Bagaimanapun juga nasi sudah menjadi bubur. Dengan disahkannya UU IKN, sulit membayangkan jika undang-undang ini tidak dilanjutkan ke tahap selanjutnya. Meskipun begitu, di tengah respons publik yang terbelah, pemerintah masih memiliki celah untuk memperkuat pelaksanaan UU melalui aturan pelaksana yang tengah disiapkan.
Keraguan masyarakat memang tidak mudah untuk dihilangkan, mengingat aturan turunan tidak mungkin bertentangan dengan pasal yang ada pada UU di atasnya.
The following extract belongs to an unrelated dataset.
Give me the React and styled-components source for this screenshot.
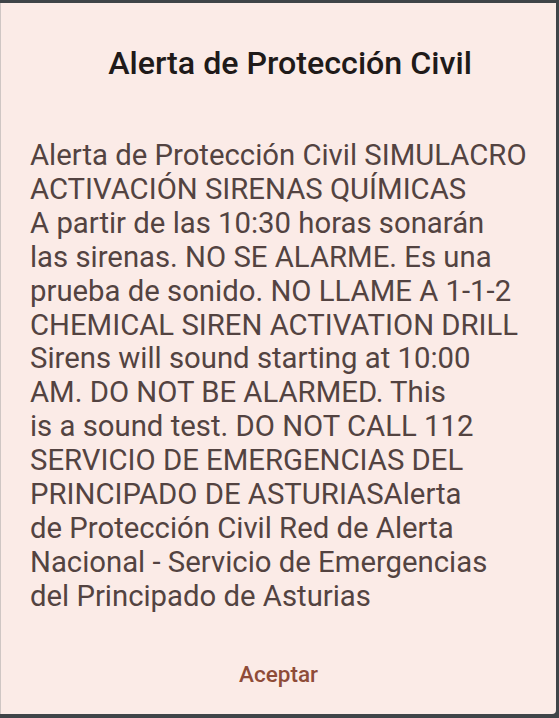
import React from 'react';
import styled, { createGlobalStyle } from "styled-components";

const GlobalStyle = createGlobalStyle`
  html, body {
    margin: 0;
    padding: 0;
    height: 100%;
    background: #3f4448;
  }
  #root {
    height: 100%;
  }
`;

const lines = [
  "Alerta de Protección Civil SIMULACRO",
  "ACTIVACIÓN SIRENAS QUÍMICAS",
  "A partir de las 10:30 horas sonarán",
  "las sirenas. NO SE ALARME. Es una",
  "prueba de sonido. NO LLAME A 1-1-2",
  "CHEMICAL SIREN ACTIVATION DRILL",
  "Sirens will sound starting at 10:00",
  "AM. DO NOT BE ALARMED. This",
  "is a sound test. DO NOT CALL 112",
  "SERVICIO DE EMERGENCIAS DEL",
  "PRINCIPADO DE ASTURIASAlerta",
  "de Protección Civil Red de Alerta",
  "Nacional - Servicio de Emergencias",
  "del Principado de Asturias",
];

export default () => {
  return (
    <>
      <GlobalStyle />
      <Screen>
        <Dialog>
          <Title>Alerta de Protección Civil</Title>
          <Message>
            {lines.map((l, i) => <Line key={i}>{l}</Line>)}
          </Message>
          <Actions>
            <TextButton>Aceptar</TextButton>
          </Actions>
        </Dialog>
      </Screen>
    </>
  );
}

const Screen = styled.div`
  height: 100%;
  box-sizing: border-box;
  padding: 3px 3px 4px 0;
  display: flex;
`;

const Dialog = styled.div`
  flex: 1;
  display: flex;
  flex-direction: column;
  background: #fbebe7;
  border-left: 1px solid #cfc6c4;
  border-radius: 0 0 4px 0;
  font-family: Roboto, "Noto Sans", sans-serif;
`;

const Title = styled.h1`
  margin: 0;
  padding: 42px 0 0 23px;
  text-align: center;
  font-size: 32.2px;
  font-weight: 500;
  line-height: 36px;
  color: #201a19;
`;

const Message = styled.div`
  padding: 58px 0 0 29px;
  font-size: 29.3px;
  line-height: 33.9px;
  color: #534341;
  flex: 1;
`;

const Line = styled.div`
  white-space: nowrap;
`;

const Actions = styled.div`
  display: flex;
  justify-content: center;
  padding-bottom: 26px;
`;

const TextButton = styled.button`
  background: none;
  border: none;
  padding: 0 8px;
  font-family: Roboto, "Noto Sans", sans-serif;
  font-size: 22.5px;
  font-weight: 500;
  color: #8f4c38;
  line-height: 28px;
`;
Maka dari itu, pemerintah harus bisa membuat masyarakat percaya bahwa bentuk pemerintahan ini merupakan pilihan yang paling baik. Publik juga harus diyakinkan bahwa orang pilihan Presiden memang benar-benar kompeten, bukan hanya menjadi pejabat yang mendapat jatah ”kue politik” semata.
Bagaimanapun UU IKN tak hanya melibatkan aparat pemerintah dan swasta. Ke depannya, masyarakat umumlah yang akan turut membangun dan menempati ibu kota baru. Dilema publik terhadap hadirnya ibu kota negara yang baru semestinya menjadi momentum bagi pemerintah untuk menguatkan kembali sosialisasi kepada publik tentang pentingnya perpindangan ibu kota. Jika pemerintah gagal melihat momentum dukungan publik ini dengan membuat aturan turunan yang akomodatif, jalan perpindahan ibu kota negara ke depannya akan semakin terjal.